— Begin INFORMATION GIVEN —

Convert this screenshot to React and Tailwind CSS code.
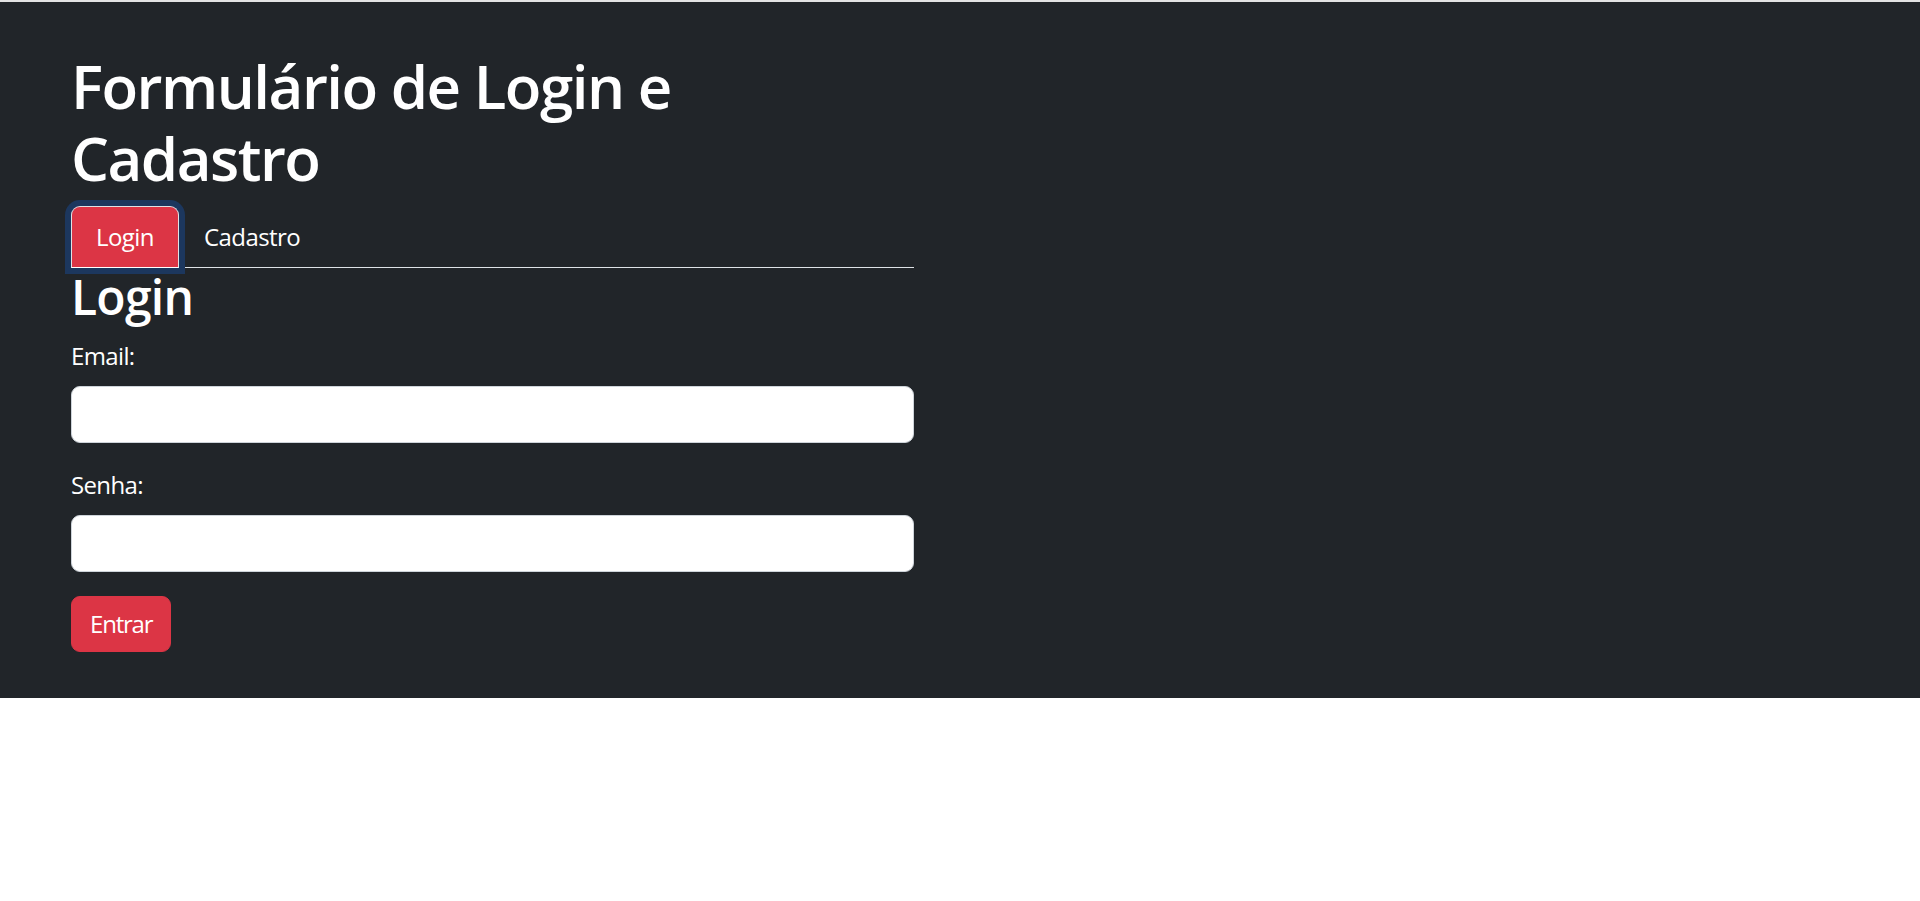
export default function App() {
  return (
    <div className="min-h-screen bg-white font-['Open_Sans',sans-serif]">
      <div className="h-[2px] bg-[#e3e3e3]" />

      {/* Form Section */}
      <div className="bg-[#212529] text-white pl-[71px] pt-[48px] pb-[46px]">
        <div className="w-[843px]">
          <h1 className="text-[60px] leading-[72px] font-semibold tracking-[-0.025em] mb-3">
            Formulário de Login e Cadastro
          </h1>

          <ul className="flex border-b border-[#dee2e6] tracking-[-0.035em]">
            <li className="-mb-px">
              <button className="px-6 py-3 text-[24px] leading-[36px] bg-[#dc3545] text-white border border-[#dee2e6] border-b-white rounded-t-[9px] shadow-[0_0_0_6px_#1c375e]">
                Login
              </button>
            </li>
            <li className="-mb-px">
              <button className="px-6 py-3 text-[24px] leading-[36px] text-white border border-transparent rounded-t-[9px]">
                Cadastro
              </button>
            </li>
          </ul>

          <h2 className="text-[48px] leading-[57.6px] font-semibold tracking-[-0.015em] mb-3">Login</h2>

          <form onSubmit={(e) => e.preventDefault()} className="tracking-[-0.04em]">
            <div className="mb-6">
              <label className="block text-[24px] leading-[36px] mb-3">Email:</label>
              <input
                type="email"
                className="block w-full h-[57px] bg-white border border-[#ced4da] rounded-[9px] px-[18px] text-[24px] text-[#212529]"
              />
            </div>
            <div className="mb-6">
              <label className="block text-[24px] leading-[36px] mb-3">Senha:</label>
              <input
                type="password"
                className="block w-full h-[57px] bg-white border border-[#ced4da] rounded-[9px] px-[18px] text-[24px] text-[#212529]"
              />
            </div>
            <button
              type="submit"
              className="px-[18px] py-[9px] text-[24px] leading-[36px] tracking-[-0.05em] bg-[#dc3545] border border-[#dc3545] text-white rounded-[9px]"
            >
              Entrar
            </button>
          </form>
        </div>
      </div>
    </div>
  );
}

— End INFORMATION GIVEN —
— Begin INFORMATION GIVEN —

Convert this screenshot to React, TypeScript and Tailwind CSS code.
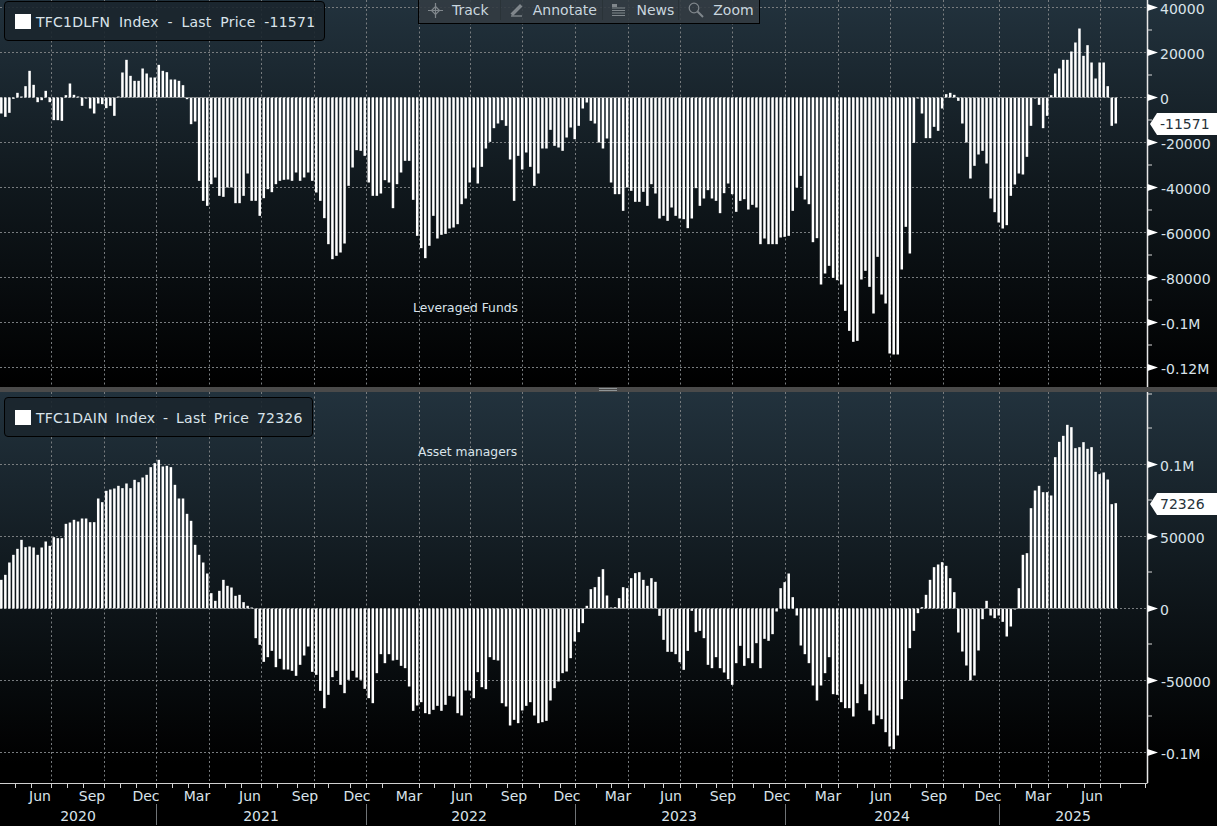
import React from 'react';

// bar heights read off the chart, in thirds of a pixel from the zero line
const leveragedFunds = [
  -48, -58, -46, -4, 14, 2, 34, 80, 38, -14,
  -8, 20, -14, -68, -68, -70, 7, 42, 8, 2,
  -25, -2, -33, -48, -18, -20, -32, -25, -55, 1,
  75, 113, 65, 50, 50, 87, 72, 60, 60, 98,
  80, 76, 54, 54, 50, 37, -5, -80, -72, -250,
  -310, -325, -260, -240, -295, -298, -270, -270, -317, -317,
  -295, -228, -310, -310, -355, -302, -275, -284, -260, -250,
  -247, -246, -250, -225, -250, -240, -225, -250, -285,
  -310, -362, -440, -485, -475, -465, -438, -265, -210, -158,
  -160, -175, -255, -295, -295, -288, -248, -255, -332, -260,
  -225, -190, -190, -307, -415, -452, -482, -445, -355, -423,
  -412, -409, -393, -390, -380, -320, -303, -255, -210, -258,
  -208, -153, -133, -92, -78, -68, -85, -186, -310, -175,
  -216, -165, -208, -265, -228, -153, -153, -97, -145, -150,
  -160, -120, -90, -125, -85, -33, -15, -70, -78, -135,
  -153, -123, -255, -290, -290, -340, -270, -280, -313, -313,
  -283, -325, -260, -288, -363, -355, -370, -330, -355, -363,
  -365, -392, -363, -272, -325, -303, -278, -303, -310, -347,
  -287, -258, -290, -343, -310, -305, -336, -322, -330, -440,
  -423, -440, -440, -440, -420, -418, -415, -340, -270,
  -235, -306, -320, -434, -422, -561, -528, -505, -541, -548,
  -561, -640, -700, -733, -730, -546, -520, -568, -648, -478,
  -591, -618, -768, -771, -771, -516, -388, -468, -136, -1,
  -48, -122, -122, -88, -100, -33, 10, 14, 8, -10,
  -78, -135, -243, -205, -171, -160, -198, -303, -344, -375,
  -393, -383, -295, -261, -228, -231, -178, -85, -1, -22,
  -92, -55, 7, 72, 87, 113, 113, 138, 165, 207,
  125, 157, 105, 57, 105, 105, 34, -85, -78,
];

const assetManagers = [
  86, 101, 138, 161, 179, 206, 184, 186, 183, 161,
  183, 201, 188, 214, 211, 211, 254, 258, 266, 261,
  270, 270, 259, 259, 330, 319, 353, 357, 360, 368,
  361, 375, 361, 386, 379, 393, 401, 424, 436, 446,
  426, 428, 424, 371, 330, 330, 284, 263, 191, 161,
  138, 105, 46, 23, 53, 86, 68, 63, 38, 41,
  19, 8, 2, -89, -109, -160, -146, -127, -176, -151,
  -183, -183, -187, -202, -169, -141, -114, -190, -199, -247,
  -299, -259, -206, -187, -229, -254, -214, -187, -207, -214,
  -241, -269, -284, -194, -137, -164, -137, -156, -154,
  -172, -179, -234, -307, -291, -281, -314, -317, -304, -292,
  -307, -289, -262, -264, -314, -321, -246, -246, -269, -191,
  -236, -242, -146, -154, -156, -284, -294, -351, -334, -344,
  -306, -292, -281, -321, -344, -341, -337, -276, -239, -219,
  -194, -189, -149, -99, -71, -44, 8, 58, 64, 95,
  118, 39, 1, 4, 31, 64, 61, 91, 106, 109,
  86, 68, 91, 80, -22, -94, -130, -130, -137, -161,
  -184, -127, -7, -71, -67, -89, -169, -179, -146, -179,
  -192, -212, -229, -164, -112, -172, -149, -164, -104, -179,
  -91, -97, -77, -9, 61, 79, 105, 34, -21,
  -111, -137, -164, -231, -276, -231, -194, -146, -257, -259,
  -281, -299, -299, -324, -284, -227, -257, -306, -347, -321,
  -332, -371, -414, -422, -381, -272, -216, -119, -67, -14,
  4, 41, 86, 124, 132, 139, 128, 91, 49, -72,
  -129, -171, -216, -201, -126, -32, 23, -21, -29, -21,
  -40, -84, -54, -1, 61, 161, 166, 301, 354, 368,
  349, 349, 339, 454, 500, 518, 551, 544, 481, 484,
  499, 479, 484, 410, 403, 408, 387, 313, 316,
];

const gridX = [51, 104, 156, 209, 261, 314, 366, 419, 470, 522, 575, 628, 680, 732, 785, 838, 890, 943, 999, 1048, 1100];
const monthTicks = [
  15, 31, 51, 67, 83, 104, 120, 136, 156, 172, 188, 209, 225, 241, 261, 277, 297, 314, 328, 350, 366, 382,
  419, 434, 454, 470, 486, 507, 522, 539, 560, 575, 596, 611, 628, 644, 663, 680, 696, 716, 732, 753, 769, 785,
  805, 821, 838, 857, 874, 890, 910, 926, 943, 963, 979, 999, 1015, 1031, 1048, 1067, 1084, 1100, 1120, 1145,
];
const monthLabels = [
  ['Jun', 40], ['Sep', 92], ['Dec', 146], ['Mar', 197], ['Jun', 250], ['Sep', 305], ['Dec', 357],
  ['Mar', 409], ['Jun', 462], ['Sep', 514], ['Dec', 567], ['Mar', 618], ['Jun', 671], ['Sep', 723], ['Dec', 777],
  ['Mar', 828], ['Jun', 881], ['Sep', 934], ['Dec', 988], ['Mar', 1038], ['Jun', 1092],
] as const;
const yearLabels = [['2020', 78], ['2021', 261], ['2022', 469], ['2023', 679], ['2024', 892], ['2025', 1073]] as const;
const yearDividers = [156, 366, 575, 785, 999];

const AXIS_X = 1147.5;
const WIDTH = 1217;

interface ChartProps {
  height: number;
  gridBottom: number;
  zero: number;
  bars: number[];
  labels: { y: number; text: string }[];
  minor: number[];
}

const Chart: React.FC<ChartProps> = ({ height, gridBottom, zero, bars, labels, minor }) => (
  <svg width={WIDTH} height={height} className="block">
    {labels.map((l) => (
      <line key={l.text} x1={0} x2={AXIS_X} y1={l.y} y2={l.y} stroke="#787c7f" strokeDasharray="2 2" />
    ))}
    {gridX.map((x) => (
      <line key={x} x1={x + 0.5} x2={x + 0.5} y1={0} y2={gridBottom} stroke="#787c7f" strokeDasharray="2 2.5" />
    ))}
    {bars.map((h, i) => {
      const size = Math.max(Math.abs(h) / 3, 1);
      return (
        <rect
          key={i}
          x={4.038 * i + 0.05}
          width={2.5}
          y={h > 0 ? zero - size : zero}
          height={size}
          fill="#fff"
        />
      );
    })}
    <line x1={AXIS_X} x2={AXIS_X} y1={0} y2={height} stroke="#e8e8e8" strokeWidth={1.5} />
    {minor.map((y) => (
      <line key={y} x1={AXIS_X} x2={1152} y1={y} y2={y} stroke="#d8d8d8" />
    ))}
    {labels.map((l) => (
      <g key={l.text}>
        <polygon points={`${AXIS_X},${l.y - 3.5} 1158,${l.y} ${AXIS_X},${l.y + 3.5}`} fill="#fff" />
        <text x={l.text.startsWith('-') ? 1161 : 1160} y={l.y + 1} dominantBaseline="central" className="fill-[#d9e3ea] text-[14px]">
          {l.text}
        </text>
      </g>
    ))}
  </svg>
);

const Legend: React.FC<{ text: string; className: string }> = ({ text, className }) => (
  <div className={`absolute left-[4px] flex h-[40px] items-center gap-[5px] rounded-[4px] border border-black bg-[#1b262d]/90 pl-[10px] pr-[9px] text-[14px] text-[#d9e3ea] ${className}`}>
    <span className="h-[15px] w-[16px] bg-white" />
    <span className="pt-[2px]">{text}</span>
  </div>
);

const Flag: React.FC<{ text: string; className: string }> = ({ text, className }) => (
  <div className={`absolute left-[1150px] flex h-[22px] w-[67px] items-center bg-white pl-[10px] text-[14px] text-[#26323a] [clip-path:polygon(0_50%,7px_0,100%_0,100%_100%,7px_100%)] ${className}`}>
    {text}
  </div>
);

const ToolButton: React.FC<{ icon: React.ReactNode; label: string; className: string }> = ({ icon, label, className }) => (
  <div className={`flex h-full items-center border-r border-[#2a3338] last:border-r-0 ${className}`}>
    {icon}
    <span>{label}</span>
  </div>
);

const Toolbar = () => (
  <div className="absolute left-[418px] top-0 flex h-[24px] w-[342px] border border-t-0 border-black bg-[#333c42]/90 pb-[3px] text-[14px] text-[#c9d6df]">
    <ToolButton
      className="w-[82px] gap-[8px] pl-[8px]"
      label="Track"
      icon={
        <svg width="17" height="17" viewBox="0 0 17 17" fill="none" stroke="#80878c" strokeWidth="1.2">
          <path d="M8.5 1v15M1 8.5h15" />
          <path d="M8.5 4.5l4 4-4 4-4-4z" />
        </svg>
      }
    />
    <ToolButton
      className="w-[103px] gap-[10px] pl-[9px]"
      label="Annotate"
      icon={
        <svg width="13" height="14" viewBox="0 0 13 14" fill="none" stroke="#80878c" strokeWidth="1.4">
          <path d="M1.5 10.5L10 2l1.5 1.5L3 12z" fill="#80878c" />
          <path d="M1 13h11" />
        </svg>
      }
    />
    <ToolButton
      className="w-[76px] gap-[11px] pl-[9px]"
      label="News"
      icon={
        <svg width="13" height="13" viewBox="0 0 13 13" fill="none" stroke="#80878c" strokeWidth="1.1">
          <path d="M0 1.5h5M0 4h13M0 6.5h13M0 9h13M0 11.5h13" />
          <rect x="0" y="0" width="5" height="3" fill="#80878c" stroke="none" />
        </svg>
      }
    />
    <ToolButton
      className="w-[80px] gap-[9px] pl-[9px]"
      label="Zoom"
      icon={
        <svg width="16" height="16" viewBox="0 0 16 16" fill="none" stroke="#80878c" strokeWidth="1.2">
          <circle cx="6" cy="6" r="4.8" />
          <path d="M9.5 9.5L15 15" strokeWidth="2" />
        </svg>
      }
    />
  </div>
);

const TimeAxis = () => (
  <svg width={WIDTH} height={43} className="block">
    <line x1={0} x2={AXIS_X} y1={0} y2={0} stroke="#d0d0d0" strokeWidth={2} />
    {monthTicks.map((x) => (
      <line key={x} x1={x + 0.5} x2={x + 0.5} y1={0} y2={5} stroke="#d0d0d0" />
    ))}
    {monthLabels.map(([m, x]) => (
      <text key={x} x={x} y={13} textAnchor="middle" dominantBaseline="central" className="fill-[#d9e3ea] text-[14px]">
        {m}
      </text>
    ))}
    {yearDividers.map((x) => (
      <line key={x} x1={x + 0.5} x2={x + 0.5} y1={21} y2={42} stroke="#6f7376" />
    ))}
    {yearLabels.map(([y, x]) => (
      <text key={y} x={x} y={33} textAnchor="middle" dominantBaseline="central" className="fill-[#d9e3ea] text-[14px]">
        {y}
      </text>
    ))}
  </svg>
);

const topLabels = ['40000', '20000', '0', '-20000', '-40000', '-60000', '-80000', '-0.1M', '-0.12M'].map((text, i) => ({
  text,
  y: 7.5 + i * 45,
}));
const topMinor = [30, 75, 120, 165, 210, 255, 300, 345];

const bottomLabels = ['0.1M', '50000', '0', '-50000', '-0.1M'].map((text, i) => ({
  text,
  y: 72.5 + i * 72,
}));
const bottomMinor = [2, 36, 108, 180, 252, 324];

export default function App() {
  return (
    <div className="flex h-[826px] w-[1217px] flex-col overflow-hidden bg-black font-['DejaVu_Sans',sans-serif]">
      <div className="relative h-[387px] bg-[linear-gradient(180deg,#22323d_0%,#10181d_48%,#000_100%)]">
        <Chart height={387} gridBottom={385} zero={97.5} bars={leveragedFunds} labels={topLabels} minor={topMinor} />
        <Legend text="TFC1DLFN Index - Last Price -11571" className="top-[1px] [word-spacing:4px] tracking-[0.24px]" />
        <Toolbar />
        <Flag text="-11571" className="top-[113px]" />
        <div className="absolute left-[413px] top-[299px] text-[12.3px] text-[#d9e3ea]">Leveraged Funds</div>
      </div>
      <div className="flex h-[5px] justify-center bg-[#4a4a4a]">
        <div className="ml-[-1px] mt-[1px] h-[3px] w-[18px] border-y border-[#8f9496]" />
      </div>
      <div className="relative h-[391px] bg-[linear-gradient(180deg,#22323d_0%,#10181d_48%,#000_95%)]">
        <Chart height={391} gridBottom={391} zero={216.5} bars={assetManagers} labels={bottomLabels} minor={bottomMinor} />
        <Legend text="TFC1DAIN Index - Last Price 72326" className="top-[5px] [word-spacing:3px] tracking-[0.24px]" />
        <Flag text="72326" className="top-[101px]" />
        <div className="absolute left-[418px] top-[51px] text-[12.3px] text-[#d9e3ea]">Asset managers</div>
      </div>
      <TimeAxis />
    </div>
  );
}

— End INFORMATION GIVEN —

## PROBLEM DESCRIPTION
Make an exact copy of the lines from the one containing "Convert this screenshot to React, TypeScript" to the one containing "import React from 'react';", keeping both and leaving out every picture.

## OUTPUT FOR THIS EXERCISE
Convert this screenshot to React, TypeScript and Tailwind CSS code.
import React from 'react';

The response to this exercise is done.